#### Exercise brief
In the entries below, find every line with "code" and copy it.

#### Stored data

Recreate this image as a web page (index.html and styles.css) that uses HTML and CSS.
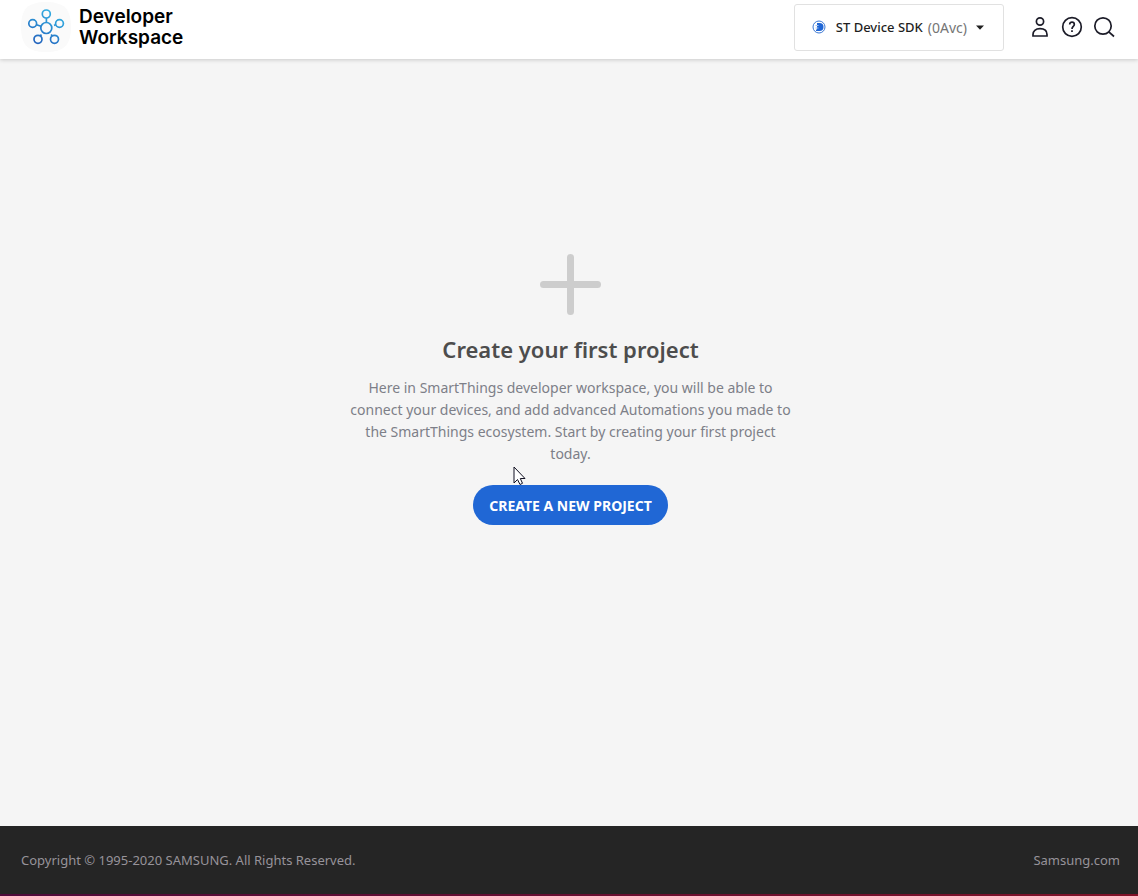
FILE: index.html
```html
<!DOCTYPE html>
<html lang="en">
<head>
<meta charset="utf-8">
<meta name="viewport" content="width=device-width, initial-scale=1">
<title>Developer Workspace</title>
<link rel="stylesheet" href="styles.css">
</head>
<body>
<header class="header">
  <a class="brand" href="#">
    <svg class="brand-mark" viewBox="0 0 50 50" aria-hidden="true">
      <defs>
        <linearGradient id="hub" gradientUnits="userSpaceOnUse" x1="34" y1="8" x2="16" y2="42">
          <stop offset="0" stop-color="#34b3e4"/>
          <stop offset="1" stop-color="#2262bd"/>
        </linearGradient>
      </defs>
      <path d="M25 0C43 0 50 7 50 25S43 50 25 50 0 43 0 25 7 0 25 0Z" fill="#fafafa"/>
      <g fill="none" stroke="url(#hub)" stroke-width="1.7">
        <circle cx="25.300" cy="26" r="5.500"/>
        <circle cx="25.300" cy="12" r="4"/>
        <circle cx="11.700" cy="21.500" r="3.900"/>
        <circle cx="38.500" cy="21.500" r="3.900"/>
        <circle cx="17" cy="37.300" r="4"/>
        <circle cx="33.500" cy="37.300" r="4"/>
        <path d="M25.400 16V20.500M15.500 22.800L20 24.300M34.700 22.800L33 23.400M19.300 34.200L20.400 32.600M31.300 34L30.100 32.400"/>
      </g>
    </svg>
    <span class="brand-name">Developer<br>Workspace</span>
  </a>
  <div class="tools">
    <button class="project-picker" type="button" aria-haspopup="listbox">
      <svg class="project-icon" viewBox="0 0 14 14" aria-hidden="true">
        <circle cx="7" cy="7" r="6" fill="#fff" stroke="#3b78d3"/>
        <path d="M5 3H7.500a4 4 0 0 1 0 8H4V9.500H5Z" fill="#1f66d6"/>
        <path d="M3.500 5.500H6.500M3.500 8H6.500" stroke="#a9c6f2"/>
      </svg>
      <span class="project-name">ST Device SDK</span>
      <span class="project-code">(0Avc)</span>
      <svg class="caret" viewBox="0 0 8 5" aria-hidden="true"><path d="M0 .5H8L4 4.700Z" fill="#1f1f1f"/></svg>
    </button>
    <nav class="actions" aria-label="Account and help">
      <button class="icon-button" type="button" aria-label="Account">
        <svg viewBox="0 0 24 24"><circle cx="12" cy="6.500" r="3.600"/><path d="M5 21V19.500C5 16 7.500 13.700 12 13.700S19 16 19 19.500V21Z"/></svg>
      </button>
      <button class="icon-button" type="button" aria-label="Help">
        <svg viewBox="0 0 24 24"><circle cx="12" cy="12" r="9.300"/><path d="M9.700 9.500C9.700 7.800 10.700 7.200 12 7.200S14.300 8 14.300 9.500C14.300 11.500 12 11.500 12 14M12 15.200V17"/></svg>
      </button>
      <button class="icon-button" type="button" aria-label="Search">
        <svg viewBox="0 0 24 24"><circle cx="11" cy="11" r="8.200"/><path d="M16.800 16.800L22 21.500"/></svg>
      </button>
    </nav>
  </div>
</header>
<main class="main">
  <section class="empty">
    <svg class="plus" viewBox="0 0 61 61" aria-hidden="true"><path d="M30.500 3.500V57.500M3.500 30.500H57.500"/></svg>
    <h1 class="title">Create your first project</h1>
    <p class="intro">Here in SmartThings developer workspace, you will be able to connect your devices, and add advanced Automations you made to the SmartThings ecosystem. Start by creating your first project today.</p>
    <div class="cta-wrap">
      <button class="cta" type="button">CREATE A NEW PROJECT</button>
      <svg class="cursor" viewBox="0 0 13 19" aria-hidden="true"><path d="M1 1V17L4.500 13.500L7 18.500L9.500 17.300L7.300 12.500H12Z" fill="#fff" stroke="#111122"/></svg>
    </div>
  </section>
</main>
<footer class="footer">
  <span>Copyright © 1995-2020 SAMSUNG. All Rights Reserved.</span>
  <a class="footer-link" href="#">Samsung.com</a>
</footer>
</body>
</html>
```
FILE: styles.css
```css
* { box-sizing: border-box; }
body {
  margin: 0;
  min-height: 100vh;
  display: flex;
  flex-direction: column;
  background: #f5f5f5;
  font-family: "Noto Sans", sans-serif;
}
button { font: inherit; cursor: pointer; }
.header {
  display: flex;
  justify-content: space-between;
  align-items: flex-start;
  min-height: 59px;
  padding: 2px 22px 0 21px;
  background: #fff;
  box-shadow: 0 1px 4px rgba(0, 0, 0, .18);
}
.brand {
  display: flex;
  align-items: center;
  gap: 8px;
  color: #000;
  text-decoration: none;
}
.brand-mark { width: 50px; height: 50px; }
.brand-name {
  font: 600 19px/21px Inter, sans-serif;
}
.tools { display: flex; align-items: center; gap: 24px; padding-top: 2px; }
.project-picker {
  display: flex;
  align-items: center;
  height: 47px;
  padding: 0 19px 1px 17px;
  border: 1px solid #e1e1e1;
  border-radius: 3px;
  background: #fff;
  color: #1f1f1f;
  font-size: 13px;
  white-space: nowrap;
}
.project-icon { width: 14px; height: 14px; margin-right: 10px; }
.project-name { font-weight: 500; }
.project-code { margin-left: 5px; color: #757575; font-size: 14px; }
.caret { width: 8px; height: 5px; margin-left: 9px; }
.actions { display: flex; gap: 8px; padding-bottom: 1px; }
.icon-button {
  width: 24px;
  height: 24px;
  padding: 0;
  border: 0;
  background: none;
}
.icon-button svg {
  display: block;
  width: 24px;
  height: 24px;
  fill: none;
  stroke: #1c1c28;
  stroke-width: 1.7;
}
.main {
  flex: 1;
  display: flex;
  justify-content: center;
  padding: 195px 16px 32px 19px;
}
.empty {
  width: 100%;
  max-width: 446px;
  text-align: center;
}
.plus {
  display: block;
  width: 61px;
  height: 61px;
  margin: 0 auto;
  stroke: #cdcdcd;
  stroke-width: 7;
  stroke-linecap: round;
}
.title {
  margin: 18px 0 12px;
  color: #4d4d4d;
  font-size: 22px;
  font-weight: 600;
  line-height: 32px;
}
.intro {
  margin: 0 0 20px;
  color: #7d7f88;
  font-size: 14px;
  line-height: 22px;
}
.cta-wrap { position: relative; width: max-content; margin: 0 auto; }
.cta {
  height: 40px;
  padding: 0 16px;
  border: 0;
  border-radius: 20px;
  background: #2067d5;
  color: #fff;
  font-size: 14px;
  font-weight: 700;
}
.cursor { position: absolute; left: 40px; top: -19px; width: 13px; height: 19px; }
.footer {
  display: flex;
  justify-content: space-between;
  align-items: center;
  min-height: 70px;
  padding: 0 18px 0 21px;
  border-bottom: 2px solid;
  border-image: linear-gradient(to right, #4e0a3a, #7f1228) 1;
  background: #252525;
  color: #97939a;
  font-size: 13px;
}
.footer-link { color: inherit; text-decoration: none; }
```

---

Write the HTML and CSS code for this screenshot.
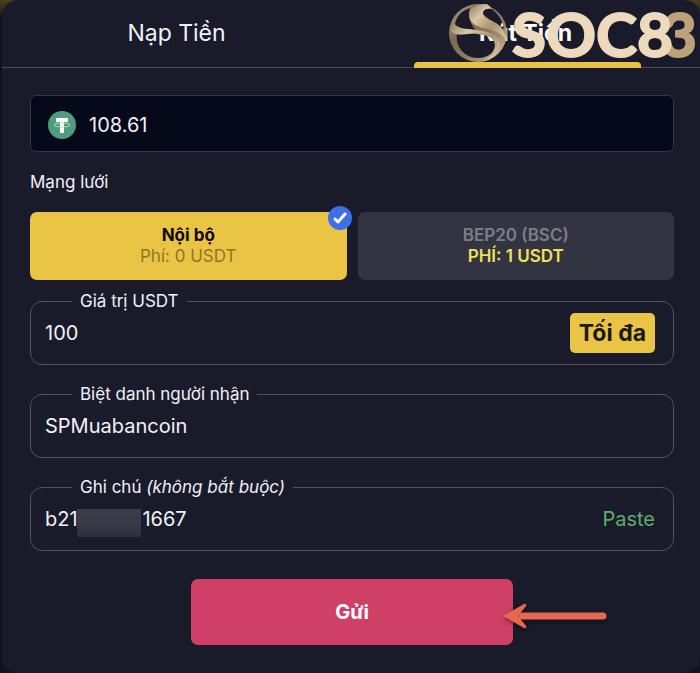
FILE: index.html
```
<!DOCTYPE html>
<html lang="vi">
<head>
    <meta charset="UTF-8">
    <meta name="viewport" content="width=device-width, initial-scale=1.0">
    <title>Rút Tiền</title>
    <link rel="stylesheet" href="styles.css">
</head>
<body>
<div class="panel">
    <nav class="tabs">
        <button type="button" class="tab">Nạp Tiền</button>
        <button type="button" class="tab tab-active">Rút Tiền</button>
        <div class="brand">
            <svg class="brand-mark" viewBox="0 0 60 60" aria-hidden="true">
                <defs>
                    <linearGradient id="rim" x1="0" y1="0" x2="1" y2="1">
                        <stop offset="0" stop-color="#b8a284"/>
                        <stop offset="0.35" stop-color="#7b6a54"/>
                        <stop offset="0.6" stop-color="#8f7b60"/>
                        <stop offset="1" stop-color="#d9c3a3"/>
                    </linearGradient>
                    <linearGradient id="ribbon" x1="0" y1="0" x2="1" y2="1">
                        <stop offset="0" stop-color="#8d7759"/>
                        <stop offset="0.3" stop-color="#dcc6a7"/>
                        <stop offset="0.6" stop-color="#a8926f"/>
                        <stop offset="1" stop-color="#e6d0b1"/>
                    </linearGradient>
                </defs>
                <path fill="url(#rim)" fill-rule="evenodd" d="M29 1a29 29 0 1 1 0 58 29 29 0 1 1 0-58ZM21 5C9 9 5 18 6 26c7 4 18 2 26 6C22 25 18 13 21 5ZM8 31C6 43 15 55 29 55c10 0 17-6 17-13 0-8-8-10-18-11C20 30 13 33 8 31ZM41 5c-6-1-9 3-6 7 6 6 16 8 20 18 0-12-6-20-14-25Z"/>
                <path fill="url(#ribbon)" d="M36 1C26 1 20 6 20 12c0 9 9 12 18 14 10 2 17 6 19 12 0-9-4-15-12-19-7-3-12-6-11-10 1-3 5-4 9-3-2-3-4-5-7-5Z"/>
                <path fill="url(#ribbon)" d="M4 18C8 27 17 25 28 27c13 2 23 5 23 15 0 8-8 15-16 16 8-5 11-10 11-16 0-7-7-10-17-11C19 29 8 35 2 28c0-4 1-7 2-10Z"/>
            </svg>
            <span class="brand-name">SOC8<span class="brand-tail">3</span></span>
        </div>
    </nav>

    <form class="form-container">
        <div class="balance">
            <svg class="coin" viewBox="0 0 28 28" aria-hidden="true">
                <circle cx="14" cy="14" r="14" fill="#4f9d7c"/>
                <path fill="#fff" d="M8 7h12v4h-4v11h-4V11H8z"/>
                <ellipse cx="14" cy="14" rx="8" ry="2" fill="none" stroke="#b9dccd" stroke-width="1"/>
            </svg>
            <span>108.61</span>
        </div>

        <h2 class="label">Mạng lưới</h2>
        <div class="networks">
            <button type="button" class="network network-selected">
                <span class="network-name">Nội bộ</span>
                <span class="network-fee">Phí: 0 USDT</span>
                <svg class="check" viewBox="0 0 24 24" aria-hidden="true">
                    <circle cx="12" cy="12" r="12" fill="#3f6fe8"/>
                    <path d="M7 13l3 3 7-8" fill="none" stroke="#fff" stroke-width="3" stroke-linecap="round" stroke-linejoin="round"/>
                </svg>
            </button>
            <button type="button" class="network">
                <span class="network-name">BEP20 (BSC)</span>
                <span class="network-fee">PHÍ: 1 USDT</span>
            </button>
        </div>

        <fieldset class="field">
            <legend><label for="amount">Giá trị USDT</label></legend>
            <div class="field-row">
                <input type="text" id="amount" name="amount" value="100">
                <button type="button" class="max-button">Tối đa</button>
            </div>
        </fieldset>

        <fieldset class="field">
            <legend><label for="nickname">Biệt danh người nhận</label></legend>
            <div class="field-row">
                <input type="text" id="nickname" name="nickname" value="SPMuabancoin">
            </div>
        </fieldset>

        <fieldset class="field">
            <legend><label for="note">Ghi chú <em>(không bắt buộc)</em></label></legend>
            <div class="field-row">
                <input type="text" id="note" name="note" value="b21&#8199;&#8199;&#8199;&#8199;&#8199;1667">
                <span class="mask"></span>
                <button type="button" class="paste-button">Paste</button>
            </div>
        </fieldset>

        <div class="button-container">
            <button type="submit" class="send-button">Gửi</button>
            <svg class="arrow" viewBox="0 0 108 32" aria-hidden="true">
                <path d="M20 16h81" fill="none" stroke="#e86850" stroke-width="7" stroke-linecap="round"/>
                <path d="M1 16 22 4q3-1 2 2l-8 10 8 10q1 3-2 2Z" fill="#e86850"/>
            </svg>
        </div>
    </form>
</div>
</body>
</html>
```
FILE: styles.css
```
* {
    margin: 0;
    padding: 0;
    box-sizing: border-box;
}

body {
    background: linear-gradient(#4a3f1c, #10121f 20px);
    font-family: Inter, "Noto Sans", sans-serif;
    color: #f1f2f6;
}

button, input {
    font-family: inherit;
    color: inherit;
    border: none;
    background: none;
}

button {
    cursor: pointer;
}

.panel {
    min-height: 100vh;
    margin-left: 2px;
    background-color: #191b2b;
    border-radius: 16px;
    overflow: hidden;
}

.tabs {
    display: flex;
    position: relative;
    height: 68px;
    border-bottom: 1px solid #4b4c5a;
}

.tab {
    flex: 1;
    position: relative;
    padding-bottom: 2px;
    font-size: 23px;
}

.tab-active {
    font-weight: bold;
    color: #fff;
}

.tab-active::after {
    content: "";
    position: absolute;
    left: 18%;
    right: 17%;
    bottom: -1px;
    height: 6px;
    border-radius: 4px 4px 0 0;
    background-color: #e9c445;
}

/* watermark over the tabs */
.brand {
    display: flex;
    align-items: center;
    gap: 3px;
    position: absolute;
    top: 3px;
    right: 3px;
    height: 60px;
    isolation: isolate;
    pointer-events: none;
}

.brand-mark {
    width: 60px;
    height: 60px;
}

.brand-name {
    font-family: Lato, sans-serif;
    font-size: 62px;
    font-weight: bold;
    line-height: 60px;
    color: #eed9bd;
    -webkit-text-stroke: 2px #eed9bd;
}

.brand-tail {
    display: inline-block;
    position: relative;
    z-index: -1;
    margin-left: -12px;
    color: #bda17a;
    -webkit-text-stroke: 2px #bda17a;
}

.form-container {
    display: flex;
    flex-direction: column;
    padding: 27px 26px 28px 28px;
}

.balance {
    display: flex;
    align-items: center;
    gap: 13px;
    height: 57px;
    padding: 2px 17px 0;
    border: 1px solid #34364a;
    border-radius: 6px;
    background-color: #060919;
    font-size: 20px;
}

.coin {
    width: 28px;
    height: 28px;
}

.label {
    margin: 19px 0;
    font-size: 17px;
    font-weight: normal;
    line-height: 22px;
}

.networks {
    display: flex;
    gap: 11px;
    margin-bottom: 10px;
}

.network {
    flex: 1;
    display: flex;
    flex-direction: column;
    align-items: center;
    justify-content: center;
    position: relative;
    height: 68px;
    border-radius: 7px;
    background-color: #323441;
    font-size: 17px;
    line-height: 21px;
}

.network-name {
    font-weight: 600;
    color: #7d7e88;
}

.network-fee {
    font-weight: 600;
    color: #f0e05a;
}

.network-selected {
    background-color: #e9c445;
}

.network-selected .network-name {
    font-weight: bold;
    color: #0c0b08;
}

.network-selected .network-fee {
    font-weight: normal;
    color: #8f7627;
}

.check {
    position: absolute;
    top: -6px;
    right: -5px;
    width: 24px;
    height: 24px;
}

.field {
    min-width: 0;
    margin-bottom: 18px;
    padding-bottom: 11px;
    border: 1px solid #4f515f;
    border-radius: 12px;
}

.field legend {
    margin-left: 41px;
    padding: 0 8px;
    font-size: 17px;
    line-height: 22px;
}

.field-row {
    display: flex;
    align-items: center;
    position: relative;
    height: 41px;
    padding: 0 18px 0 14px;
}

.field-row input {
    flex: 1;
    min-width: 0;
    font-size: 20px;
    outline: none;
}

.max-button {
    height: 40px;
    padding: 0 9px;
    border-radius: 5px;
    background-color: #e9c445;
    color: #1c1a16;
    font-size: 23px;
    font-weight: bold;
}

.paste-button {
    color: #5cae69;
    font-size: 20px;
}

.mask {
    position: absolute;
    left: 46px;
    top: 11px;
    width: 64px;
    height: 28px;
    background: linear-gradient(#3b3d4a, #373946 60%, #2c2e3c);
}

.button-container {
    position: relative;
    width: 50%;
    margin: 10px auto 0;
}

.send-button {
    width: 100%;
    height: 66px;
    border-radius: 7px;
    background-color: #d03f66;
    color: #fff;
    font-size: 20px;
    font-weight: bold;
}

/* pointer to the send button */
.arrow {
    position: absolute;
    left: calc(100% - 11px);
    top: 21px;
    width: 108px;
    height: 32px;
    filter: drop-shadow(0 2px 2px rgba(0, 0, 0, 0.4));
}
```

#### The output
      <span class="project-code">(0Avc)</span>
.project-code { margin-left: 5px; color: #757575; font-size: 14px; }
Write the HTML and CSS code for this screenshot.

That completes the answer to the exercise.